In North Carolina, last month’s election unseated Governor Pat McCrory. It was well past time, even though McCrory has been in office for less than four years. McCrory, a one-term governor, has done tremendous damage to the state of North Carolina in his four-year tenure and needs to go. Back in March/April, I wrote two posts about his homophobic actions: Let the South Secede and Sue??? Who’s suing who’s suing whom? or … No More Potties. To make a long story short, the topic of both posts was that McCrory passed legislation that forbade cities or municipalities from passing anti-discrimination laws to protect the rights of the LGBT community. With McCrory’s move, LGBT persons living in North Carolina would be subject to discrimination in the workplace, in housing, in any public venue. What followed was a series of lawsuits which remain in process at this time.
Last month, McCrory was defeated by a democrat, North Carolina Attorney General Roy Cooper in an extremely close election. Not one to exit quietly, McCrory first refused to accept the results of the election, and when that didn’t work, he and his cronies got to work to limit the power of the governor’s office before Cooper takes office in January.
McCrory, who passed his anti-LGBT law through both houses of the North Carolina Congress, and signed the bill, all within an unprecedented twelve hours, is at it again. Typically, it takes months, sometimes years to pass legislation through both houses and the executive branch, but McCrory, with a Republican-controlled state congress, is able to cut that time dramatically. Once again, he called a last-minute ‘special session’ as he did back in March, leaving almost no time for public discourse.
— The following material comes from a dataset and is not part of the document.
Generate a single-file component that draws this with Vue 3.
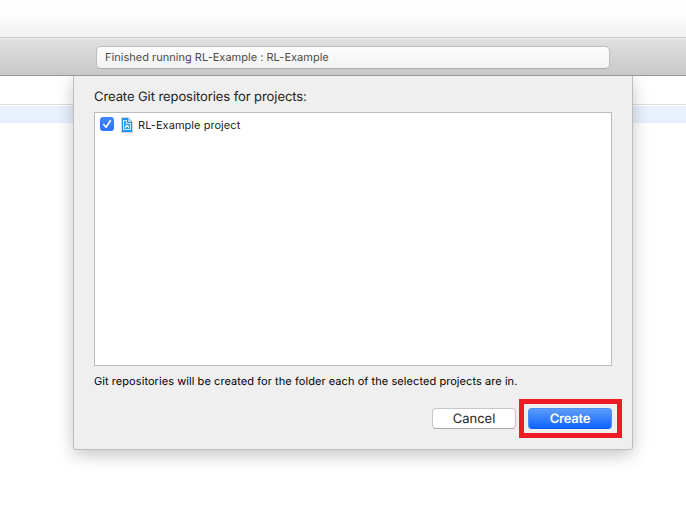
<script setup>
import { ref } from 'vue'

const status = 'Finished running RL-Example : RL-Example'
const projects = ref([{ name: 'RL-Example project', checked: true }])
</script>

<template>
  <div class="window">
    <div class="titlebar"></div>
    <div class="toolbar">
      <div class="status"><span class="status-text">{{ status }}</span></div>
    </div>
    <div class="editor">
      <div class="tab-row"></div>
      <div class="selected-row"></div>
      <div class="sheet-clip">
        <section class="sheet">
          <h1 class="heading"><span>Create Git repositories for projects:</span></h1>
          <div class="list">
            <div v-for="p in projects" :key="p.name" class="row" @click="p.checked = !p.checked">
              <span class="check" :class="{ on: p.checked }">
                <svg v-if="p.checked" width="14" height="14" viewBox="0 0 14 14">
                  <path d="M3.7 7.5 6.1 10.2 10.4 3.7" fill="none" stroke="#fff" stroke-width="1.6" stroke-linecap="round" stroke-linejoin="round" />
                </svg>
              </span>
              <svg class="file" width="12" height="16" viewBox="0 0 12 16">
                <path d="M0 0H7.5L12 4.5V16H0Z" fill="#c9d3d9" />
                <path d="M1 1H7L11 5V15H1Z" fill="#1f97ee" />
                <path d="M7 1V5H11Z" fill="#9bd6f7" />
                <path d="M2 3H6V6H10V13H2Z" fill="#c9ebfd" />
                <path d="M3 4H5V7H9V12H3Z" fill="#2fa4f3" />
                <path d="M4 11V9.5L5.3 8H6.7L8 9.5V11H7V10H5V11Z" fill="#e6f6ff" />
              </svg>
              <span class="project-name">{{ p.name }}</span>
            </div>
          </div>
          <p class="note"><span>Git repositories will be created for the folder each of the selected projects are in.</span></p>
          <footer class="actions">
            <button class="button cancel">Cancel</button>
            <div class="highlight">
              <button class="button create">Create</button>
            </div>
          </footer>
        </section>
      </div>
    </div>
  </div>
</template>

<style>
body {
  margin: 0;
  background: #fff;
}
</style>

<style scoped>
* {
  box-sizing: border-box;
}
.window {
  width: 686px;
  height: 506px;
  display: flex;
  flex-direction: column;
  overflow: hidden;
  background: #fff;
  font-family: Inter, "Liberation Sans", sans-serif;
  text-rendering: geometricPrecision;
  color: #222;
}
.titlebar {
  height: 38px;
  flex: none;
  background: linear-gradient(#fff, #fdfdfd 40%, #f1f1f1);
  border-bottom: 1px solid #c6c6c6;
}
.toolbar {
  height: 38px;
  flex: none;
  display: flex;
  align-items: flex-start;
  padding: 7px 76px 0 96px;
  background: linear-gradient(#e0e0e0, #c8c8c8);
  border-top: 1px solid #f0f0f0;
  border-bottom: 1px solid #999;
}
.status {
  flex: 1;
  height: 23px;
  padding-left: 8px;
  border: 1px solid #bdbdbd;
  border-bottom-color: #aaa;
  border-radius: 5px;
  background: linear-gradient(#fdfdfd, #f2f2f2);
  font-size: 11px;
  line-height: 21px;
  color: #4b4b4b;
  white-space: nowrap;
}
.status-text {
  letter-spacing: 0.02px;
}
.editor {
  position: relative;
  flex: 1;
}
.tab-row {
  height: 29px;
  border-bottom: 1px solid #dedede;
}
.selected-row {
  margin-top: 1px;
  height: 17px;
  background: #e9f1fe;
}
.sheet-clip {
  position: absolute;
  inset: 0;
  overflow: hidden;
  display: flex;
  justify-content: flex-start;
  align-items: flex-start;
  padding-left: 74px;
}
.sheet {
  width: 558px;
  height: 373px;
  padding: 12px 20px 0;
  display: flex;
  flex-direction: column;
  background: #efefef;
  border-radius: 0 0 2px 2px;
  box-shadow: 0 0 0 1px #bdbdbd, 0 5px 18px rgba(0, 0, 0, 0.25);
}
.heading {
  margin: 0;
  height: 24px;
  font-size: 13px;
  font-weight: 400;
  line-height: 18px;
  letter-spacing: -0.08px;
  white-space: nowrap;
}
.list {
  height: 254px;
  flex: none;
  padding: 4px 5px;
  border: 1px solid #bcbcbc;
  background: #fff;
}
.row {
  display: flex;
  align-items: center;
  height: 16px;
  font-size: 11px;
  line-height: 16px;
}
.check {
  width: 14px;
  height: 14px;
  margin-top: -2px;
  border: 1px solid #b5b5b5;
  border-radius: 3px;
}
.check.on {
  border: 0;
  background: linear-gradient(#4187fa, #2f73f6);
}
.check svg {
  display: block;
}
.file {
  margin-left: 7px;
}
.project-name {
  margin-left: 5px;
  letter-spacing: 0.05px;
}
.note {
  margin: 7px 0 0;
  height: 16px;
  font-size: 11px;
  line-height: 16px;
  letter-spacing: 0.064px;
  color: #000;
  white-space: nowrap;
}
.actions {
  display: flex;
  justify-content: flex-end;
  align-items: center;
  gap: 3px;
  margin: 10px -10px 0 0;
  height: 39px;
}
.highlight {
  width: 103px;
  height: 39px;
  padding: 4px 5px 0 4px;
  border: 5px solid #ed1c24;
}
.button {
  display: block;
  width: 84px;
  height: 21px;
  padding: 1px 0 0;
  border-radius: 4px;
  font: 13px/18px Inter, "Liberation Sans", sans-serif;
  text-rendering: geometricPrecision;
  text-align: center;
}
.cancel {
  border: 1px solid #c6c6c6;
  border-bottom-color: #a9a9a9;
  background: #fff;
  color: #222;
}
.create {
  border: 1px solid #4a8df7;
  border-bottom-color: #0c5df0;
  background: linear-gradient(#5c9cf9, #0f64fb);
  color: #fff;
  font-weight: 600;
  letter-spacing: -0.2px;
}
</style>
“Two major bills were approved by the legislature Friday. One of them, which was quickly signed by the departing Gov. Pat McCrory, a Republican, strips future governors of their power to appoint a majority to the State Board of Elections. The number of board members was expanded from five to eight, with the eight members to be evenly divided between the two major parties. It also changes the state court system, making it more difficult for the losers of some superior court cases to appeal directly to the Democratic-controlled Supreme Court. A second bill, which had not been signed by the governor as of Friday afternoon, strips the governor of his ability to name members of the boards of state universities, and it reduces the number of state employees the governor can appoint from 1,500 to 425. In another change, and one that could have the greatest impact in the near term, the bill makes the governor’s cabinet appointees subject to approval by the State Senate. Republicans currently enjoy veto-proof majorities in the House and the Senate, and the North Carolina governorship is historically a relatively weak office.” – The Washington Post, 16 December 2016
Ever since McCrory took office in 2013, his approval ratings have dropped each year. Democrats have widely protested his actions in a number of areas, including abortion, LGBT rights, and voting rights. Earlier this year, GOP leaders launched a meticulous and coordinated effort to deter black voters, who overwhelmingly vote for Democrats. The law, created and passed entirely by white legislators, evoked the state’s ugly history of blocking African Americans from voting. A three-judge panel of the U.S. Court of the Appeals for the 4th Circuit recognized the legislature’s discriminatory intent and struck down the law. McCrory tried to appeal, but the Supreme Court refused to overrule the lower court’s order.
In other discriminatory moves, McCrory and his congressional minions have blocked Medicaid coverage for a half-million North Carolinians, transferred $90 million from public schools to voucher schools and cut pre-K for 30,000 children, repealed the earned tax credit for 900,000 people, denied, among other things, victims of employment discrimination the ability to sue in state courts, and blocked municipalities from raising the minimum wage. President of the North Carolina branch of the NAACP, Reverend William Barber hit the nail on the head: “If you want to know what a Donald Trump presidency will look like, all you have to do is look to North Carolina.”
The actions taken this month to reduce the power of the incoming governor are akin to trashing the inside of one’s house right before new tenants are to move in. It is childish and in my opinion proves that McCrory did not have the temperament nor intelligence to become governor to begin with. Yet, he still enjoys much support from North Carolina Republicans who, like Republicans in much of the rest of the nation today, are not interested in the greater good of their state, their nation, but concern themselves solely with their own comfort, pleasure and convenience. In the words of Time Magazine writer Eddie S. Glaude, Jr., “Republicans in North Carolina have revealed their true colors, and they are not red, white and blue.” Pat McCrory attempted to set his state back decades with his discriminatory policies. Good riddance, Mr. McCrory!